Jordans Total FDI Reaches $1.3bn, Reflecting Strong Investor Confidence

RIYADH: Jordan’s foreign direct investment inflows rose 3.7 percent year on year in the third quarter of 2024, reaching $457.8 million, according to preliminary data from the balance of payments.
This figure represents 3.2 percent of the nation’s gross domestic product, reflecting sustained investor confidence despite economic headwinds in the region, the Jordan News Agency reported.
For the first nine months of 2024, total FDI inflows amounted to $1.3 billion, or 3.3 percent of GDP, slightly down from $1.6 billion in the same period of 2023.
However, the 2024 figure surpassed cumulative FDI levels seen in both 2021 and 2022, signaling long-term growth momentum.
While foreign investment in Jordan has traditionally focused on energy, tourism, real estate, manufacturing, and services, the country launched its Economic Modernization Vision in 2022 to boost growth. The plan targets $60 billion in investments and 1 million jobs over the next decade, with key sectors including ICT, health care, tourism, real estate, mining, and agriculture.
The latest data showed that Arab nations contributed nearly half of Jordan’s FDI inflows in the first three quarters of 2024, accounting for 49.1 percent. Among these, Gulf Cooperation Council countries led with 31.7 percent.
EU nations accounted for 11.5 percent, with the Netherlands and France contributing 4.9 percent and 3.5 percent, respectively.
Non-Arab Asian countries made up 7.2 percent, led by China at 2.5 percent and followed by India at 2.1 percent. The remaining 32.2 percent came from various global regions.
The financial and insurance sector was the top recipient of FDI, attracting 15.7 percent of total inflows. Manufacturing attracted 7.7 percent, followed by information and communication with 7.5 percent, mining and quarrying at 7.3 percent, and transportation and storage at 7.0 percent.

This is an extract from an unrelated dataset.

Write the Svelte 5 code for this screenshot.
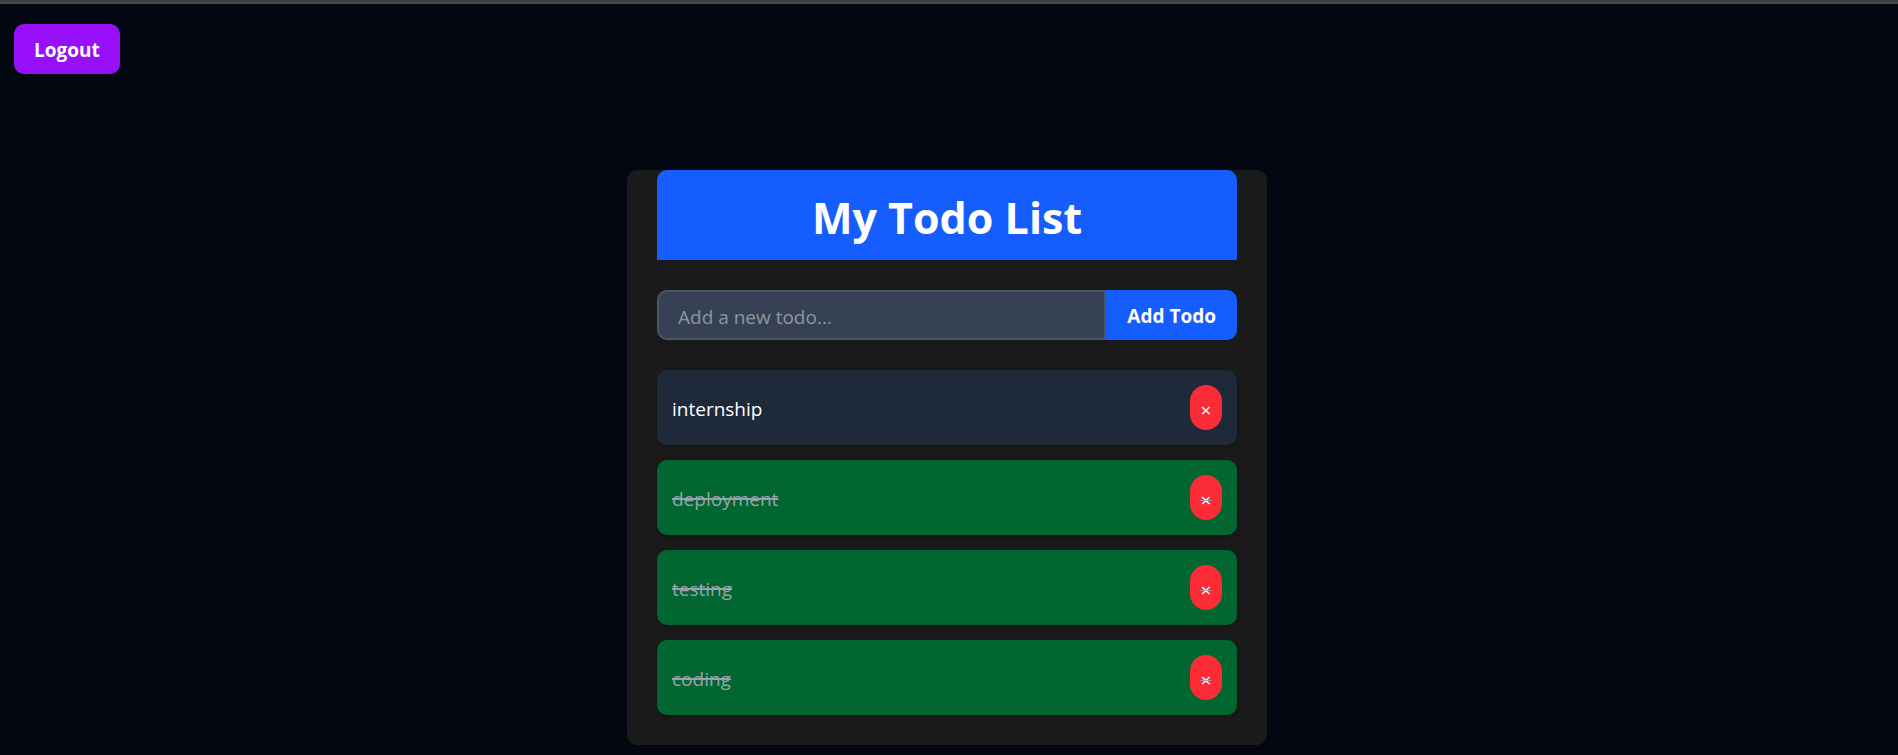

Wholesale and retail trade accounted for 6.1 percent.
Notably, real estate and land investments by non-Jordanian individuals made up 14.9 percent of total FDI, highlighting the ongoing appeal of Jordan’s property market.
Jordan’s strong FDI performance reflects its strategic efforts to enhance its investment climate and capitalize on its position as a regional business hub.
Economic experts projected Jordan’s growth to range between 2.5 percent and 3 percent in 2025, driven by an improved business environment and increased investments, according to the Jordan News Agency report last month.
This aligns with the country’s average growth rate of 2.5 percent over the past decade, as reported by the World Bank, providing a solid foundation for expansion.
Recent government measures, such as reducing penalties for unlicensed vehicles and offering tax cuts for electric cars, aim to boost financial and social stability, addressing economic challenges and attracting further investment.